Qual foi a resposta da Igreja do século XIX? Ela tentou defender a doutrina e a moral católica na tentativa de ressuscitar a cristandade medieval. Mas a doutrina e a moral não eram mais capazes de mover o homem moderno. Em 1987, Giussani foi convidado ao sínodo sobre os leigos por Joao Paulo II, e na sua colocação diz: «O que falta não é tanto a repetição verbal ou cultural do anúncio. O homem de hoje talvez espere inconscientemente a experiência do encontro com pessoas para as quais o fato de Cristo é uma realidade tão presente que a vida delas ficou mudada. [...] Um acontecimento que ecoe o acontecimento do início, quando Jesus levantou os olhos e disse: “Zaqueu, desce depressa, vou a tua casa”» (Luigi Giussani: A sua vida, p. 779). O método foi inventado por Cristo, seria estúpido pensar que Giussani tenha inventado o método da experiência. Porque, quando aqueles dois jovens tinham ido ouvir João Batista e eles O seguiram, a pergunta de Cristo foi: «O que estão procurando?». E a resposta: «Onde você mora?», que expressa o desejo de conhecer o outro. Jesus não responde: «Sou Jesus, a segunda pessoa da Trindade, e estou trazendo para o mundo uns tantos novos valores». Ora, o que é isso senão o método da experiência? Jesus disse: «Venham a minha casa e talvez descubram quem eu sou». Foi a descoberta de uma correspondência porque, assim que André encontra seu irmão, Pedro, diz: «Encontramos o Messias!». O evangelista não nos descreve sobre quais foram os temas da conversa com Cristo naquela tarde. Portanto imaginem a potência daquele encontro, a ponto de chegarem em casa e simplesmente dizerem: «Encontramos aquele que há séculos Israel está esperando!». E isso nos tornou protagonistas, a criatura nova sobre a qual fala São Paulo.
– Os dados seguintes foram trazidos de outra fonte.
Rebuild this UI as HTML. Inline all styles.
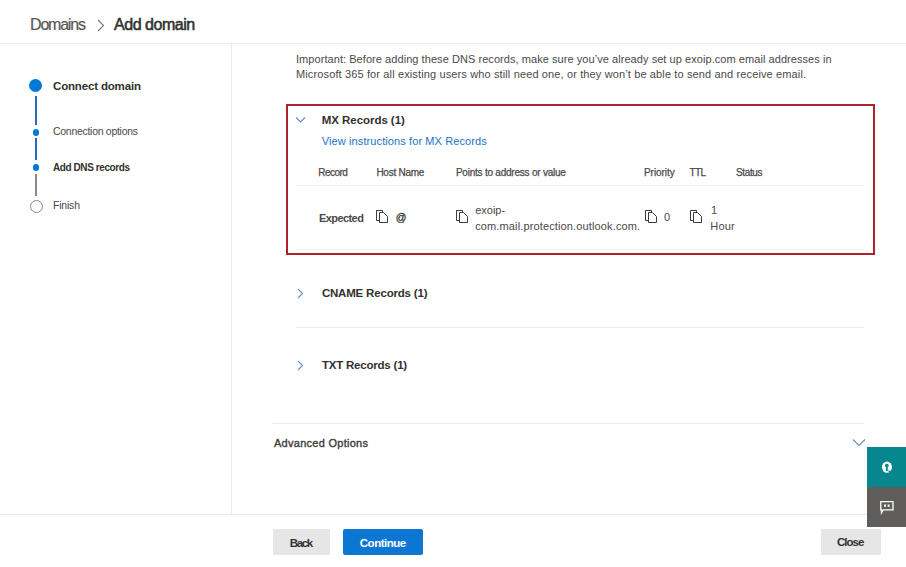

A experiência hodierna: «Vinde, Senhor, em meu auxílio»
O professor Catão concluiu o encontro explicando que a profunda experiencia humana é aquela em que o homem, reconhecendo sua miserabilidade, suplica incessantemente que Cristo o ilumine, o salve nas infinitas e pequenas ações de seu dia a dia.
A experiência consiste numa vivência interior, a percepção – percebida no íntimo do coração – de que Jesus dá sentido a nossa vida. É essa vivência inexprimível que suporta todas as expressões que constituem a experiência. Não somos cristãos porque acreditamos em Jesus, somos cristãos porque Jesus dá sentido a nossa vida e Ele o faz não nas nossas grandes ideias e projetos. Ele dá sentido a nossa relação cotidiana de uns com os outros. O teste da experiência é como eu trato o meu próximo, é aqui e agora. Sobretudo o meu mais próximo. É na relação com o próximo que nós testemunhamos a experiência cristã.
O nosso dia é cheio de ocasiões de testemunharmos a nossa fé na relação com os nossos próximos. Não se trata de uma disciplina, de uma filosofia, trata-se de um fato. Um fato que nós repetimos milhares de vezes por dia: se nesses milhares de vezes vence o amor, é sinal de que temos fé; se o contrário prevalecer – a vaidade, a busca da riqueza, as concupiscências – é um teste de que nossa experiência é ainda muito falha. Por isso é que rezamos tantas vezes por dia: «Vinde, ó Deus, em meu auxílio. Socorrei-me sem demora».
A experiência não é um método, mas uma realidade vivida no aqui e agora.